Ferner können Gemeinden nur für die Erbringung „öffentlicher Dienstleistungen“, die von den kooperierenden Gemeinden erbracht werden müssen, eine vergabefreie Zusammenarbeit begründen bzw implementieren. Der EuGH hat in seiner bisherigen Rechtsprechung die Zulässigkeit der vergabefreien vertraglichen Kooperation abwechselnd auf „öffentliche Aufgaben“ oder „Gemeinwohlaufgaben“ beschränkt. Im Lichte dieser Rechtsprechung liegen überzeugende Gründe für die Ansicht vor, dass die vertragliche Zusammenarbeit für die Erbringung von „öffentlichen Dienstleistungen“ als Aufgaben im Allgemeininteresse („Gemeinwohlaufgaben“), die nicht zum überwiegenden Teil im Allgemeinen von Privaten ausgeübt werden, vergaberechtlich zulässig ist. Für die vergaberechtliche Zulässigkeit ist jedoch nicht erforderlich, dass die Aufgaben aller kooperierenden Gemeinden deckungsgleich sind, sondern können sich diese auch ergänzen. Maßgeblich ist also nicht, dass es sich um eine idente („gemeinsame“) Aufgabe handelt, sondern, dass die von den Gemeinden (jeweils) zu erbringenden Aufgaben zur Erfüllung eines gemeinsamen Ziels dienen.

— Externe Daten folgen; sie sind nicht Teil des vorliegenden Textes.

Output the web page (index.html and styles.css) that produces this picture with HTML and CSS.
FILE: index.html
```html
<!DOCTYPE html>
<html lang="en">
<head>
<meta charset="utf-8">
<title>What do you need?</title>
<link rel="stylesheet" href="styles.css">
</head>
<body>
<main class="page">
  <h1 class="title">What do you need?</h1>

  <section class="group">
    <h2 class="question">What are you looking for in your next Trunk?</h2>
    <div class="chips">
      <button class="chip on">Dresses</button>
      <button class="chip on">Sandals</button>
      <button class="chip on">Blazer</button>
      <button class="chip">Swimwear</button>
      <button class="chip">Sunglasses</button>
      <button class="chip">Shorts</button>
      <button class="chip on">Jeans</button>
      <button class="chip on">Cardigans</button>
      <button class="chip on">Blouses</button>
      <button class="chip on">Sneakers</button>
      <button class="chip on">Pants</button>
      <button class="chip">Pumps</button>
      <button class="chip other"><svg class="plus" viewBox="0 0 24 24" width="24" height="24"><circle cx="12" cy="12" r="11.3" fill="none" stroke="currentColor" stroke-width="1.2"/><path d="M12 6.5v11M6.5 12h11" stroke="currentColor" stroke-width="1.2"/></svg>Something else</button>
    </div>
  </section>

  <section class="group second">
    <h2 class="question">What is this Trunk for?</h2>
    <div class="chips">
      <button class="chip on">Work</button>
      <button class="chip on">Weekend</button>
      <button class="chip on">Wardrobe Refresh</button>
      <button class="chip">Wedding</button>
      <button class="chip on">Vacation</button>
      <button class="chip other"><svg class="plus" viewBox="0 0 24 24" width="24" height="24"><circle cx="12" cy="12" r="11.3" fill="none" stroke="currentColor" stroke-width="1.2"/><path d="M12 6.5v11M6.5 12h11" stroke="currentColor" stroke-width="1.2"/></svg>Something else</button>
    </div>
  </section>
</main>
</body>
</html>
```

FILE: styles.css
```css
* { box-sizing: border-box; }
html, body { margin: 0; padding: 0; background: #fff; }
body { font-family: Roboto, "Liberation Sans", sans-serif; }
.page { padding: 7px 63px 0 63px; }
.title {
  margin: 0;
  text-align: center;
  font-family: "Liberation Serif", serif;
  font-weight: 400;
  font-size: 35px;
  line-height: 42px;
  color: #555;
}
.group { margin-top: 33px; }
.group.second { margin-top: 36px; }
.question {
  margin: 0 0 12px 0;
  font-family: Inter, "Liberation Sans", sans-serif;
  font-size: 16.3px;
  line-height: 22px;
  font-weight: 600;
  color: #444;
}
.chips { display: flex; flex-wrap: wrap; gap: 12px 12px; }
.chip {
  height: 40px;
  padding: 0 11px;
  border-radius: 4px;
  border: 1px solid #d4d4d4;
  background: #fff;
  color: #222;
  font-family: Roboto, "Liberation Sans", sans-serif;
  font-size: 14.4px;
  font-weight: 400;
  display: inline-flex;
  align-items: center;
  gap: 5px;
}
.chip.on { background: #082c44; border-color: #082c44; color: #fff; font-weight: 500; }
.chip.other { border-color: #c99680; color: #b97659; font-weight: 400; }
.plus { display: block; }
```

Darüber hinaus muss die Kooperation inklusive etwaiger Finanztransfers zwischen den Gemeinden ausschließlich durch Überlegungen im Zusammenhang mit dem öffentlichen Interesse bestimmt sein. Es darf durch die Kooperation folglich auch kein privater Dienstleister einen Vorteil gegenüber seinen Mitbewerbern erhalten. Finanztransfers zwischen den Gemeinden sind in diesem Zusammenhang jedenfalls dann unschädlich, wenn sie sich auf einen reinen Kostenausgleich beschränken.

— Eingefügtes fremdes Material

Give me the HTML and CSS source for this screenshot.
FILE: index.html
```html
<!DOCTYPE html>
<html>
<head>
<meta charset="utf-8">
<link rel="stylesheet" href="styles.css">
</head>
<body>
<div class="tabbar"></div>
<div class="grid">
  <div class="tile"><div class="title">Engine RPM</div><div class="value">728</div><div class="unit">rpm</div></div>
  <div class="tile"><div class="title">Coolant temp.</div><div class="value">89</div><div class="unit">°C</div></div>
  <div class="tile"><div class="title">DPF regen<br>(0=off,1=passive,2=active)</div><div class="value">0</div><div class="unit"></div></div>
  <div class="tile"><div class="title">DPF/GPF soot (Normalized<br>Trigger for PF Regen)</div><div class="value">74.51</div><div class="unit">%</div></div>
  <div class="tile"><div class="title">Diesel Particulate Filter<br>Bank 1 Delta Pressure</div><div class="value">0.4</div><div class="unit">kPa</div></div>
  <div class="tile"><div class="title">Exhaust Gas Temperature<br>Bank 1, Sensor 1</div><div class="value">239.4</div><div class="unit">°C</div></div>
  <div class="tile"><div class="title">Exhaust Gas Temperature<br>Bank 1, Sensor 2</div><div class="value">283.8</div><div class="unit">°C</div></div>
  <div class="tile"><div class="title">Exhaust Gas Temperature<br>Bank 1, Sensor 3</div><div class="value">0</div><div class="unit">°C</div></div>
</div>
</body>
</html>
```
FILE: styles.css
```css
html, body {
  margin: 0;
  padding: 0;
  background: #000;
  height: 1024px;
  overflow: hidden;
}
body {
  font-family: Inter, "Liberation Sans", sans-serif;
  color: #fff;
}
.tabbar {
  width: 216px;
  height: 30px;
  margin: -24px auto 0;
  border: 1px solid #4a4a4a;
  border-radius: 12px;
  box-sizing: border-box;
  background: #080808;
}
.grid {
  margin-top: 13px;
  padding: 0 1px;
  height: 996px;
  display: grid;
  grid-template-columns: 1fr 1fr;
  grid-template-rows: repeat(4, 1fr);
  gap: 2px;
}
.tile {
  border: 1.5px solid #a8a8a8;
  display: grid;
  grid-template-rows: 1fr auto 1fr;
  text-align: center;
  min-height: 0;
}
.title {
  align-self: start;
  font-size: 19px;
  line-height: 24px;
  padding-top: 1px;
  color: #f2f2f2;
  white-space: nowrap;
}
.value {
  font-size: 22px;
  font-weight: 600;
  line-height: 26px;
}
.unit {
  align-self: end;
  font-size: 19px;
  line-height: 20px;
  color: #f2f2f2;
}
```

Eingeschränkte Marktausrichtung

Schließlich ist auf Basis der immanenten Grundsätze des Vergaberechts, insbesondere des fairen und lauteren Wettbewerbs, die zulässige Marktausrichtung der kooperierenden Gemeinden nur sehr eingeschränkt zulässig. Demnach dürfen diese lediglich weniger als 20 % der durch die Zusammenarbeit erfassten Tätigkeiten auf dem offenen Markt erbringen. Der zulässige prozentuelle Anteil kann auf mehrere Arten festgestellt werden: (i) Sofern Angaben für die letzten drei Jahre vor der Vergabe oder des Vertragsabschlusses existieren, so wird als Referenzwert entweder der durchschnittliche Gesamtumsatz aller durch die Gemeinden im Rahmen der Zusammenarbeit erbrachten Leistungen oder ein geeigneter alternativer Wert, der in Relation zu den jeweiligen Tätigkeiten steht, herangezogen. Als geeigneter alternativer Wert können dabei die der betroffenen Gemeinde in den letzten drei Jahren vor der Vergabe oder vor Abschluss der Zusammenarbeit entstandenen Kosten herangezogen werden. (ii) Sofern für die letzten drei Jahre keine Angaben über den Umsatz oder einen geeigneten alternativen Wert vorliegen (wegen des Gründungszeitpunkts oder des Zeitpunkts der Aufnahme der Geschäftstätigkeit), so genügt es, wenn die Ermittlung des Anteils durch Prognose oder seriöse Schätzung glaubhaft gemacht wird.

Fazit

Mit der Beseitigung bestehender Rechtsunsicherheiten und der Schaffung einer klar umrissenen Ausnahmebestimmung (auch) zugunsten vertraglicher interkommunaler Zusammenarbeit räumt das BVergG 2018 den Gemeinden einen erweiterten Gestaltungsspielraum ein. So können Gemeinden nunmehr unmittelbar auf vertraglicher Basis vergaberechtsfrei (i) zur Erbringung öffentlicher Dienstleistungen kooperieren, sofern (ii) jede Gemeinde einen „echten“ Beitrag leistet, (iii) die Zusammenarbeit ausschließlich durch Überlegungen im Zusammenhang mit dem öffentlichen Interesse bestimmt wird und (iv) weniger als 20  % dieser Tätigkeiten auf dem offenen Markt erbracht werden. Angesichts einer steigenden Komplexität der Aufgabenstellungen und eines dadurch bedingten erhöhten Spezialisierungsgrads ist auch zukünftig eine weiter steigende Bedeutung der Gemeindekooperationen zu erwarten.